A governance foundation is closer to scaffolding than a rigid template.

It gives the organisation:

  • concepts it can use to understand itself
  • distinctions that clarify what actually needs governing
  • reference models that can be adapted rather than copied
  • a shared area for knowledge and contribution
  • a way to grow governance as the organisation matures

That is a very different ambition from handing over a fixed model.

The point is not to force an organisation through someone else’s history. The point is to help it build its own more deliberately.

A useful framework should unlock selectively, not impose all at once

A mature governance approach should not assume that every part of the model needs to appear on day one.

Different organisations need different levels of structure at different stages.

Some need clearer language and shared concepts first. Some need better decision traceability. Some need stronger cross-team coordination. Some need more legible risk and control structure.

That means a useful governance framework should act more like progressive scaffolding.

As the organisation develops, it should be able to unlock and use the parts that match its actual maturity and needs.

That is far more realistic than expecting wholesale adoption of an externally conceived pattern.

Shared knowledge matters here too

Another reason imitation fails is that governance depends on knowledge flow.

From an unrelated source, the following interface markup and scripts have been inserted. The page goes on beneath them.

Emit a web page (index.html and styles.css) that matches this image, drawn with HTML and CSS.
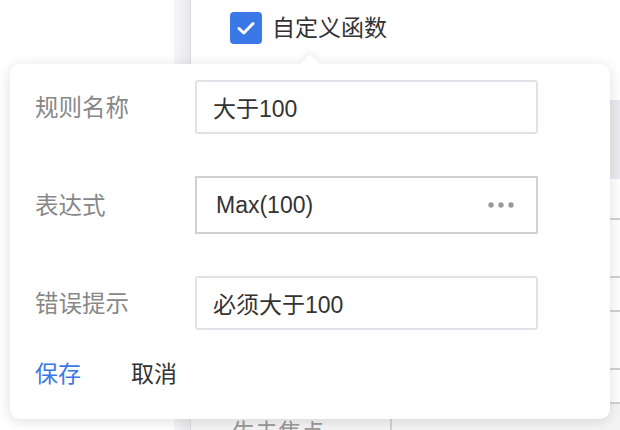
FILE: index.html
```html
<!DOCTYPE html>
<html lang="zh-CN">
<head>
    <meta charset="UTF-8">
    <title>校验规则</title>
    <link rel="stylesheet" href="styles.css">
</head>
<body>

    <div class="page">
        <!-- left blank side -->
        <div class="side"></div>
        <div class="gutter"></div>

        <!-- main panel behind the popover -->
        <div class="main">
            <div class="filter-row">
                <span class="checkbox">
                    <svg width="18" height="14" viewBox="0 0 18 14">
                        <path d="M2 7.5 L6.8 12 L16 2.5" fill="none" stroke="#fff" stroke-width="3" stroke-linecap="round" stroke-linejoin="round"/>
                    </svg>
                </span>
                <span class="filter-label">自定义函数</span>
            </div>

            <div class="table">
                <div class="table-head"></div>
                <div class="table-row h40"></div>
                <div class="table-row h56"></div>
                <div class="table-row h32"></div>
                <div class="table-row h56"></div>
                <div class="table-row h32"></div>
                <div class="table-row last">
                    <div class="cell first">生未焦点</div>
                    <div class="cell"></div>
                </div>
            </div>
        </div>

        <!-- rule editor popover -->
        <div class="popover">
            <div class="arrow"></div>

            <div class="form-row">
                <label class="label">规则名称</label>
                <div class="field">大于100</div>
            </div>

            <div class="form-row">
                <label class="label">表达式</label>
                <div class="field expr">
                    <span>Max(100)</span>
                    <svg class="more" width="26" height="6" viewBox="0 0 26 6">
                        <circle cx="3" cy="3" r="2.7" fill="#999"/>
                        <circle cx="13" cy="3" r="2.7" fill="#999"/>
                        <circle cx="23" cy="3" r="2.7" fill="#999"/>
                    </svg>
                </div>
            </div>

            <div class="form-row">
                <label class="label">错误提示</label>
                <div class="field">必须大于100</div>
            </div>

            <div class="actions">
                <span class="btn save">保存</span>
                <span class="btn">取消</span>
            </div>
        </div>
    </div>

</body>
</html>
```

FILE: styles.css
```css
body {
    margin: 0;
    font-family: "Liberation Sans", "Noto Sans CJK SC", sans-serif;
    color: #333;
    background: #fff;
}
.page {
    position: relative;
    display: flex;
    width: 620px;
    height: 430px;
    overflow: hidden;
}
.side {
    width: 174px;
    background: #fff;
}
.gutter {
    width: 16px;
    background: linear-gradient(to right, #f6f6f7, #e8e9ec);
}
.main {
    flex: 1;
    border-left: 1px solid #dcdcdc;
    background: #fff;
}
.filter-row {
    display: flex;
    align-items: flex-start;
    height: 100px;
    box-sizing: border-box;
    padding: 12px 0 0 39px;
}
.checkbox {
    display: flex;
    align-items: center;
    justify-content: center;
    width: 32px;
    height: 32px;
    border-radius: 4px;
    background: #3a78e8;
}
.filter-label {
    margin-left: 10px;
    font-size: 23px;
    line-height: 32px;
    color: #333;
}
.table-head {
    height: 79px;
    background: #e9eaef;
}
.table-row {
    border-bottom: 2px solid #d2d2d2;
}
.h40 { height: 39px; }
.h56 { height: 56px; }
.h32 { height: 32px; }
.table-row.last {
    display: flex;
    border-bottom: none;
    height: 40px;
    background: #f4f4f5;
}
.cell {
    flex: 1;
    padding: 16px 0 0 41px;
    font-size: 23px;
    line-height: 24px;
    color: #999;
}
.cell.first {
    flex: none;
    width: 158px;
    border-right: 2px solid #d2d2d2;
}
.popover {
    position: absolute;
    left: 10px;
    top: 64px;
    width: 600px;
    height: 355px;
    box-sizing: border-box;
    padding: 16px 25px 0;
    background: #fff;
    border-radius: 10px;
    box-shadow: 0 2px 14px rgba(0, 0, 0, 0.13);
}
.arrow {
    position: absolute;
    left: 293px;
    top: -7px;
    width: 14px;
    height: 14px;
    background: #fff;
    transform: rotate(45deg);
    box-shadow: -3px -3px 6px rgba(0, 0, 0, 0.05);
}
.form-row {
    position: relative;
    display: flex;
    align-items: center;
    margin-bottom: 42px;
}
.label {
    width: 160px;
    margin-top: -2px;
    font-size: 23.5px;
    color: #888;
}
.field {
    display: flex;
    align-items: center;
    width: 343px;
    height: 54px;
    box-sizing: border-box;
    padding: 0 16px;
    border: 2px solid #dfe2e8;
    border-radius: 3px;
    font-size: 23px;
    color: #333;
}
.field.expr {
    height: 58px;
    padding: 0 22px 0 19px;
    justify-content: space-between;
    border-color: #d2d2d2;
    border-radius: 0;
}
.actions {
    display: flex;
    gap: 50px;
    margin-top: -13px;
    font-size: 23px;
    line-height: 30px;
}
.btn {
    color: #333;
}
.btn.save {
    color: #3a78e6;
}
```
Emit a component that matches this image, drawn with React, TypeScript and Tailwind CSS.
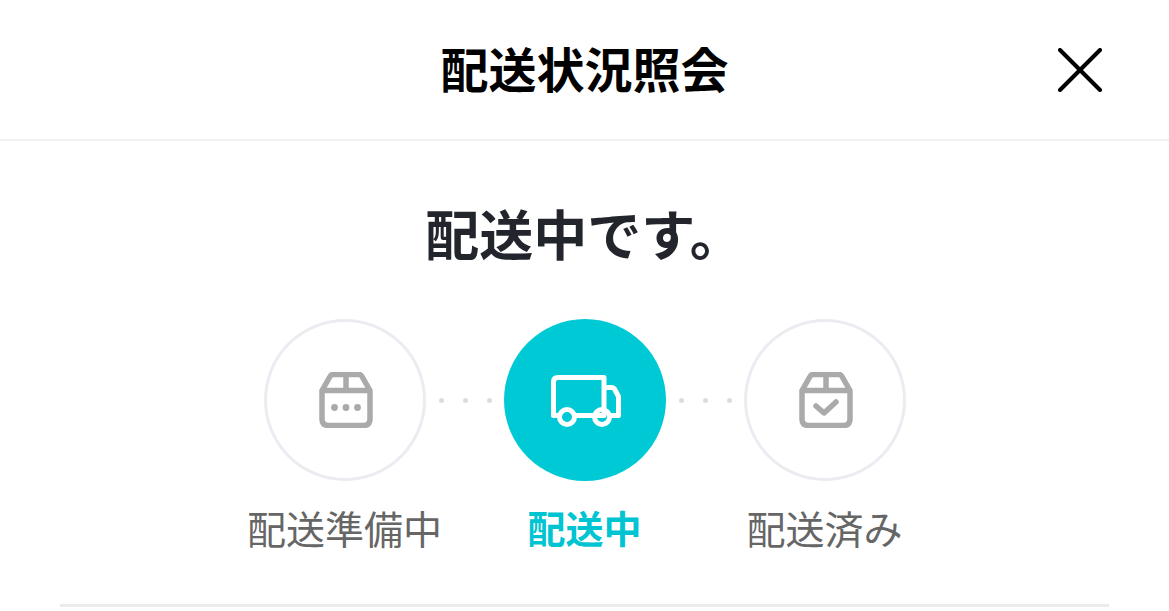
const font = "[font-family:'Noto_Sans_CJK_JP','Noto_Sans',sans-serif]"

function PackageBody({ children }: { children: React.ReactNode }) {
  return (
    <svg width="54" height="56" viewBox="0 0 54 56" fill="none" stroke="#aaaaaa" strokeWidth="5.5" strokeLinejoin="round" className="translate-x-px">
      <path d="M3 18.5 L11 4.5 Q12 2.5 14 2.5 H40 Q42 2.5 43 4.5 L51 18.5 V47 Q51 53.5 44.5 53.5 H9.5 Q3 53.5 3 47 Z" />
      <path d="M3 18.5 H51" />
      <path d="M27 2.5 V18.5" />
      {children}
    </svg>
  )
}

function PreparingIcon() {
  return (
    <PackageBody>
      <circle cx="15.5" cy="35.5" r="3.4" fill="#aaaaaa" stroke="none" />
      <circle cx="27" cy="35.5" r="3.4" fill="#aaaaaa" stroke="none" />
      <circle cx="38.5" cy="35.5" r="3.4" fill="#aaaaaa" stroke="none" />
    </PackageBody>
  )
}

function DeliveredIcon() {
  return (
    <PackageBody>
      <path d="M17 34 L25 41 L37 30" strokeLinecap="round" />
    </PackageBody>
  )
}

function TruckIcon() {
  return (
    <svg width="70" height="52" viewBox="0 0 70 52" fill="none" stroke="#ffffff" strokeWidth="5" strokeLinejoin="round" className="translate-x-px translate-y-px">
      <path d="M8 40.5 H2.5 V7 Q2.5 2.5 7 2.5 H53 V40.5 H25" />
      <path d="M42 40.5 H25" />
      <path d="M53 12.5 H61 Q62.5 12.5 63.5 14 L67.5 21.5 V40.5 H60" />
      <circle cx="16" cy="42" r="7.5" />
      <circle cx="51" cy="42" r="7.5" />
    </svg>
  )
}

function Dots() {
  return (
    <div className="flex h-[162px] w-[78px] items-center justify-center gap-[19px] pl-[2px]">
      <span className="h-[5px] w-[5px] rounded-full bg-[#dcdcdc]" />
      <span className="h-[5px] w-[5px] rounded-full bg-[#dcdcdc]" />
      <span className="h-[5px] w-[5px] rounded-full bg-[#dcdcdc]" />
    </div>
  )
}

function Step({ label, active, children }: { label: string; active?: boolean; children: React.ReactNode }) {
  return (
    <div className="flex w-[162px] flex-col items-center">
      <div
        className={
          active
            ? "flex h-[162px] w-[162px] items-center justify-center rounded-full bg-[#00c9d6]"
            : "flex h-[162px] w-[162px] items-center justify-center rounded-full border-[3px] border-[#ebebf1] bg-white"
        }
      >
        {children}
      </div>
      <span
        className={
          active
            ? "mt-[18px] whitespace-nowrap text-[38px] leading-[56px] font-bold text-[#00c4d2]"
            : "mt-[18px] whitespace-nowrap text-[39px] leading-[56px] font-normal text-[#666666]"
        }
      >
        {label}
      </span>
    </div>
  )
}

export default function App() {
  return (
    <div className={`h-[611px] w-full overflow-hidden bg-white ${font}`}>
      <header className="relative flex h-[141px] items-center justify-center border-b-2 border-[#f2f2f2] pb-[6px]">
        <h1 className="text-[48px] leading-none font-bold text-black">配送状況照会</h1>
        <button className="absolute top-[48px] right-[67px]" aria-label="閉じる">
          <svg width="44" height="44" viewBox="0 0 44 44" fill="none" stroke="#000000" strokeWidth="4" strokeLinecap="round" className="block">
            <path d="M2 2 L42 42" />
            <path d="M42 2 L2 42" />
          </svg>
        </button>
      </header>

      <main className="flex flex-col items-center">
        <h2 className="mt-[62px] text-[54px] leading-[60px] font-bold text-[#22252c]">配送中です。</h2>
        <div className="mt-[56px] flex items-start justify-center">
          <Step label="配送準備中">
            <PreparingIcon />
          </Step>
          <Dots />
          <Step label="配送中" active>
            <TruckIcon />
          </Step>
          <Dots />
          <Step label="配送済み">
            <DeliveredIcon />
          </Step>
        </div>
      </main>

      <div className="mx-[60px] mt-[49px] h-[3px] bg-[#ebebeb]" />
    </div>
  )
}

If governance knowledge is fragmented, trapped in specialists, or poorly shared, then even a sensible model will become brittle.

A stronger governance foundation should help create:

  • a shared knowledge area
  • clearer visibility into patterns and rationale
  • better contribution pathways
  • less dependence on a small number of intermediaries

That matters because governance is not just structure. It is also an organisational learning problem.

The real case for Governance Foundation

So the case is not really for another generic governance framework.

It is for a governance foundation that helps organisations develop governance that fits their own structure, maturity, and trajectory.

That means moving away from copy-paste governance and toward something more adaptive.

Something that:

  • supports growth without pretending every organisation starts in the same place
  • helps people share and evolve governance knowledge
  • reduces unnecessary deviation without crushing local context
  • provides common reference points without forcing mechanical imitation

That is the real value.

Not importing governance as a finished product. But helping organisations build stronger governance from foundations that can actually live inside them.